> [Task statement]
In the lines below, output everything from the first line through the line containing "import clsx from 'clsx';" exactly as it is. Pictures are not part of the output.

::: Material provided :::

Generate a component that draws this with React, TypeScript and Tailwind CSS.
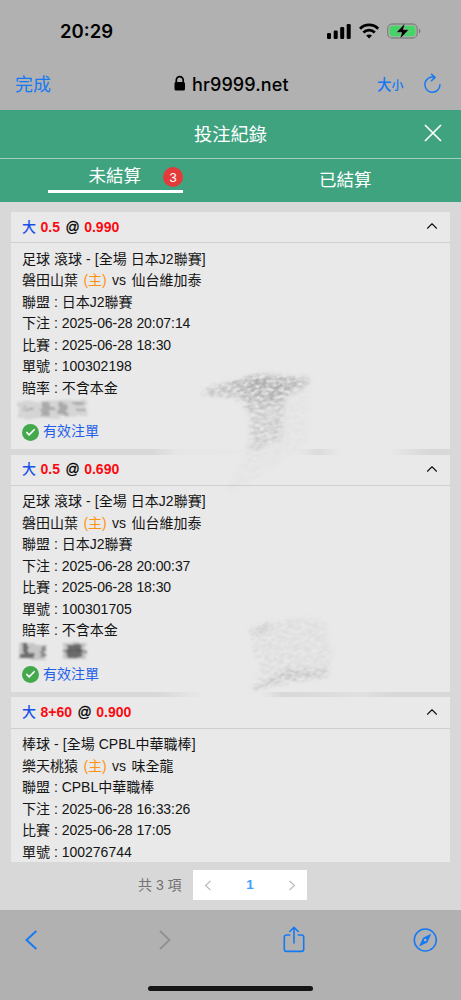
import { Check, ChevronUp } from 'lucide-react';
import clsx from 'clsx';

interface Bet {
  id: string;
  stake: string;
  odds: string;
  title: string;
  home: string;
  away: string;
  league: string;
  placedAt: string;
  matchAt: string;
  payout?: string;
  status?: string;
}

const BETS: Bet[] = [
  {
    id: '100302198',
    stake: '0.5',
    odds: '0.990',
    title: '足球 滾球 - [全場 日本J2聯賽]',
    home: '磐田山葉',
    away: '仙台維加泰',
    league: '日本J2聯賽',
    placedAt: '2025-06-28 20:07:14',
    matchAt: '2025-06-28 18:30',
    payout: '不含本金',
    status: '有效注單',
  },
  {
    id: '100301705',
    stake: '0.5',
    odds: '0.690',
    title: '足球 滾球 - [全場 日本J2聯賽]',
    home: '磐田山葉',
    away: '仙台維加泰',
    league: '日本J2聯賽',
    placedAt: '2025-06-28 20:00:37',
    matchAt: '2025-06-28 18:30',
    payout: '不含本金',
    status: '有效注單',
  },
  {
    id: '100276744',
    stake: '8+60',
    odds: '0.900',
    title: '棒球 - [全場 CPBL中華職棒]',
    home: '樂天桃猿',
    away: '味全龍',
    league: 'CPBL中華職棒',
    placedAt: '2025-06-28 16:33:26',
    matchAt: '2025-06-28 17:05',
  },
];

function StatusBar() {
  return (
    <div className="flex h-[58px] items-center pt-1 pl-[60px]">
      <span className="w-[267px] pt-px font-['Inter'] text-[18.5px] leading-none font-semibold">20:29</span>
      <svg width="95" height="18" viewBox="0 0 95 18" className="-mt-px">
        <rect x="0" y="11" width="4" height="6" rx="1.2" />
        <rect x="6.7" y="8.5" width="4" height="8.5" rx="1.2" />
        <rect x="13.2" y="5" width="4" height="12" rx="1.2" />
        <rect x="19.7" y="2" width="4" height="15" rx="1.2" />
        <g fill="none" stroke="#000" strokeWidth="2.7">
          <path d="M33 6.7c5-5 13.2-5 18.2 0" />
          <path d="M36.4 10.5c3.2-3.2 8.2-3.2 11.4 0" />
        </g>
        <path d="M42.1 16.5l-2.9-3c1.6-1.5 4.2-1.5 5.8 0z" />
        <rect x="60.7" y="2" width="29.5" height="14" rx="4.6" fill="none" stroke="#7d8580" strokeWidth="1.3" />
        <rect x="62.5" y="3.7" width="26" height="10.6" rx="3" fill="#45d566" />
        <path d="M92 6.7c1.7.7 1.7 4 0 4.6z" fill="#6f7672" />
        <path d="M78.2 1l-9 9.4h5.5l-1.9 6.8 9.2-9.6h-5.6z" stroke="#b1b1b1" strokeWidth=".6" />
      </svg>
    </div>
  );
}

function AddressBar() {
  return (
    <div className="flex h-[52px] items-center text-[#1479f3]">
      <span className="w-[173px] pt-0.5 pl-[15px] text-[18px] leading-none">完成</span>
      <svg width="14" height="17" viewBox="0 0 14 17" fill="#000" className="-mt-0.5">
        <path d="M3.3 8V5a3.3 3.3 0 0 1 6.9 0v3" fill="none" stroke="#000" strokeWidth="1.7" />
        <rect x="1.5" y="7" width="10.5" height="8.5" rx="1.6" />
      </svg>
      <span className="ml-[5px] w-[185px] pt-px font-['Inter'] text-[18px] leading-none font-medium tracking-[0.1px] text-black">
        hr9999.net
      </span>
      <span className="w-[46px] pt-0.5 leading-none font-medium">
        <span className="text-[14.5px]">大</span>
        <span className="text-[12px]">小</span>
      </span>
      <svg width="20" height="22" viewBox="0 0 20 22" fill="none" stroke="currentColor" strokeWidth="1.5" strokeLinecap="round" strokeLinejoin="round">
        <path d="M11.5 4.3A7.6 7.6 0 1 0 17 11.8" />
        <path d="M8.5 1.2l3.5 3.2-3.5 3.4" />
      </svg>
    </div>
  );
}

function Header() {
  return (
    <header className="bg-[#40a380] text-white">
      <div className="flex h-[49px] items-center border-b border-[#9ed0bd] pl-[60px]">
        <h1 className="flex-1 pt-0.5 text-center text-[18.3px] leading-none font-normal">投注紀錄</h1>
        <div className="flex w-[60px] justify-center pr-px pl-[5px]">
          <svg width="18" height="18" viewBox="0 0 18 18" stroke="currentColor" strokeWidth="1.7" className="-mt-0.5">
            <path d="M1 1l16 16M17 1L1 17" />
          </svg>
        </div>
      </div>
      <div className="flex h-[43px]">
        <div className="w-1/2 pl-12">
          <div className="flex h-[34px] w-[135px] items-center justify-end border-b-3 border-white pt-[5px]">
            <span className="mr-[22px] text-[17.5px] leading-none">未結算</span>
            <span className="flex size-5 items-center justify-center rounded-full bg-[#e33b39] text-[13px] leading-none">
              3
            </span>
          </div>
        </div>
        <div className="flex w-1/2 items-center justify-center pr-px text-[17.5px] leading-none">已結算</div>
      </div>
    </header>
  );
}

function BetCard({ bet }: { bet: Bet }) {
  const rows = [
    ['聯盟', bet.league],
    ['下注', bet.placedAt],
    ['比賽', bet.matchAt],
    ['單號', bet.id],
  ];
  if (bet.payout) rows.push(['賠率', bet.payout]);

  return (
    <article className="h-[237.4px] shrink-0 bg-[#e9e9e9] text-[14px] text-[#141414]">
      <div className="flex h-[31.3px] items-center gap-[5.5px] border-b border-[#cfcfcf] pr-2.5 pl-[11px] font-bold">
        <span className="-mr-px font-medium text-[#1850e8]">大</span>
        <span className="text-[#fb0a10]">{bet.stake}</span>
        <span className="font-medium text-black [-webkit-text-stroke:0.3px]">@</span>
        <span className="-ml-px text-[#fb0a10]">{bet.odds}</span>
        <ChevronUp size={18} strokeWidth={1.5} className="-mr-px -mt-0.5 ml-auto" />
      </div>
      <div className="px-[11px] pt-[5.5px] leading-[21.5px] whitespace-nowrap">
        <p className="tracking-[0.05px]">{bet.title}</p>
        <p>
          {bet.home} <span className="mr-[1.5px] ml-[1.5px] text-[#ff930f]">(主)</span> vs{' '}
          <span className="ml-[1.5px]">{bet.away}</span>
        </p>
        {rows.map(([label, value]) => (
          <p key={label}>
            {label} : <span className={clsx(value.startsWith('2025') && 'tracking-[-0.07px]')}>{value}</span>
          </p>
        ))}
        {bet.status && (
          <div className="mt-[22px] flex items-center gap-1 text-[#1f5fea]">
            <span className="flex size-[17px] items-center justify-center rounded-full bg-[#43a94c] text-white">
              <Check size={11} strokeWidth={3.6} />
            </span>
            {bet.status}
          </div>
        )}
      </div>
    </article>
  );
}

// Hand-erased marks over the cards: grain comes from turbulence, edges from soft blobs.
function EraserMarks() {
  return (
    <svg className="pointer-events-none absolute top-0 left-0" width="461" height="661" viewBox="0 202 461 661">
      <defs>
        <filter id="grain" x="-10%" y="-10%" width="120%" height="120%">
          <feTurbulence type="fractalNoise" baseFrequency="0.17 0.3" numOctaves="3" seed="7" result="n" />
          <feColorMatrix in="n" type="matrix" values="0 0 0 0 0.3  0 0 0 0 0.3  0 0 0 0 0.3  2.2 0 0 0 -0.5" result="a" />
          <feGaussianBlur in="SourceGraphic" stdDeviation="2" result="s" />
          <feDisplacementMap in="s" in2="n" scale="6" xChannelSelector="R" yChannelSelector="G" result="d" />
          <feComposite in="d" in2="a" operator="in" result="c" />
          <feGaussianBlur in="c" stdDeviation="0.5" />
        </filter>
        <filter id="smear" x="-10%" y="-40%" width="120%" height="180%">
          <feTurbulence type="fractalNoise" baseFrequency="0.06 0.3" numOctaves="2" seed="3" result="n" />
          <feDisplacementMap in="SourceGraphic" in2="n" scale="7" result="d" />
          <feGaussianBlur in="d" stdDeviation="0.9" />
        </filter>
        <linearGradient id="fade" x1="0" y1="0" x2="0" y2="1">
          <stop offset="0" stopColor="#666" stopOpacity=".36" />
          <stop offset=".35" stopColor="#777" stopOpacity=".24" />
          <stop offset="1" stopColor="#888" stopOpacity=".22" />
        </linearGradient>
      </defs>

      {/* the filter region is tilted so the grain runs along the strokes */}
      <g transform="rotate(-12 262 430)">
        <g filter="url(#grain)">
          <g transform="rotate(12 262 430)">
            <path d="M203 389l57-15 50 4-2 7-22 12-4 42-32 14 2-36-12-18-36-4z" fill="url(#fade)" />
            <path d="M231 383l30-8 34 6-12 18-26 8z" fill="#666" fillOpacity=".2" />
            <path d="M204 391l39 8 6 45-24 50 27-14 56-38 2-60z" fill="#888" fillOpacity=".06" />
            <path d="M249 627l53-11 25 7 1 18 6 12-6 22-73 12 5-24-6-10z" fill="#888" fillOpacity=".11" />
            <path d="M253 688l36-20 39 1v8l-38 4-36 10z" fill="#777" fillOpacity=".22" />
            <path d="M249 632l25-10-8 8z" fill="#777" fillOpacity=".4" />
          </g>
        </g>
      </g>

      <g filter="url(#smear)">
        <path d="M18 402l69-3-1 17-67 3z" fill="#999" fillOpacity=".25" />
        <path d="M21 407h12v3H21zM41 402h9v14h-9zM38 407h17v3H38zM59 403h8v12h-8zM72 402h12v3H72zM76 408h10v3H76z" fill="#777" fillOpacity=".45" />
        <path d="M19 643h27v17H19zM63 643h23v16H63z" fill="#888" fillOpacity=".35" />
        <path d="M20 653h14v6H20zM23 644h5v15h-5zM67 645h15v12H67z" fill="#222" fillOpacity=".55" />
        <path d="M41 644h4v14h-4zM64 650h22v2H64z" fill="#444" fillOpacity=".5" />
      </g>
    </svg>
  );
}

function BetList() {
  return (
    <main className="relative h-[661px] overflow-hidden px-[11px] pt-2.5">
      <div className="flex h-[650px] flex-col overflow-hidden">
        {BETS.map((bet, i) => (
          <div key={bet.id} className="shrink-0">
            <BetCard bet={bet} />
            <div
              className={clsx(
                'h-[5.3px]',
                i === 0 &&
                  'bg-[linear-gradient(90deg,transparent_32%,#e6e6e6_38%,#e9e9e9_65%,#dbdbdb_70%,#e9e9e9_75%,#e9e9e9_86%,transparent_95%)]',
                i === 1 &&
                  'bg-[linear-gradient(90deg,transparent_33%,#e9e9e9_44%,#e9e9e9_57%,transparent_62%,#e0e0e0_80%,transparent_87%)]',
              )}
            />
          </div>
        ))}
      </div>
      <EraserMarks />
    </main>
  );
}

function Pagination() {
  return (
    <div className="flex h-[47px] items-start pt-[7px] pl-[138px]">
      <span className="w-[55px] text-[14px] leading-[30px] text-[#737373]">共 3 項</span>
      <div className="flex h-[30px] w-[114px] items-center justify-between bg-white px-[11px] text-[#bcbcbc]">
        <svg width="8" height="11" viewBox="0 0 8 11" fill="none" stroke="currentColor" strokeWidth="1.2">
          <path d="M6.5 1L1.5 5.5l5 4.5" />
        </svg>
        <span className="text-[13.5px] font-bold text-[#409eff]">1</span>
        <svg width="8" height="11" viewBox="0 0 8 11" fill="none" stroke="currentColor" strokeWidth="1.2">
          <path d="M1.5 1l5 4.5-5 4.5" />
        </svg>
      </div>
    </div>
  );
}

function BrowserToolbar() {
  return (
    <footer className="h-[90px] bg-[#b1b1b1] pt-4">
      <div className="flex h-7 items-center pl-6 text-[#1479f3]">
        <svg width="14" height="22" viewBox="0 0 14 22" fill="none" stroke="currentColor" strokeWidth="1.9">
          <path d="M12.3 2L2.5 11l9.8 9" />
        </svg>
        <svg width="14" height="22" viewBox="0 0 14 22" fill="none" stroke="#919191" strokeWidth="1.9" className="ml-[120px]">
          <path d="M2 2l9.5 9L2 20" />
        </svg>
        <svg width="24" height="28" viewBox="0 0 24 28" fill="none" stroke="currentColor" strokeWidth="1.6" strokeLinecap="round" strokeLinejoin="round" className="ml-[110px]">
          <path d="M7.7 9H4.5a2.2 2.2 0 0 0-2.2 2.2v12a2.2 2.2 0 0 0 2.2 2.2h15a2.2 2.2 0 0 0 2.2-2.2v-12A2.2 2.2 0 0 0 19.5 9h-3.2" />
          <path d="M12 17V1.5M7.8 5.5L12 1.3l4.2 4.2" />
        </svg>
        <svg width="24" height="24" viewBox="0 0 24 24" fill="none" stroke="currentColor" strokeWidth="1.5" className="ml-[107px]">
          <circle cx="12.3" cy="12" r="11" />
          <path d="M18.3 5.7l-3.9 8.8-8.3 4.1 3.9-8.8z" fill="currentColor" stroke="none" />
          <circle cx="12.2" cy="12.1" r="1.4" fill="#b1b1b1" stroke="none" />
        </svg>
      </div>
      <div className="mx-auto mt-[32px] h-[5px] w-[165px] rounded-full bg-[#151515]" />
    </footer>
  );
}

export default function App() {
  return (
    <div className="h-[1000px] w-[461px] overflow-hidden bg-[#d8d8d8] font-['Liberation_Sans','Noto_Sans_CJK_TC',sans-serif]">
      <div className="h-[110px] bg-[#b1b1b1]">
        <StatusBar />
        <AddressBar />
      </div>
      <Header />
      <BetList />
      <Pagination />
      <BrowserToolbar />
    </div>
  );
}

:::

> [Solution for this problem]
Generate a component that draws this with React, TypeScript and Tailwind CSS.
import { Check, ChevronUp } from 'lucide-react';
import clsx from 'clsx';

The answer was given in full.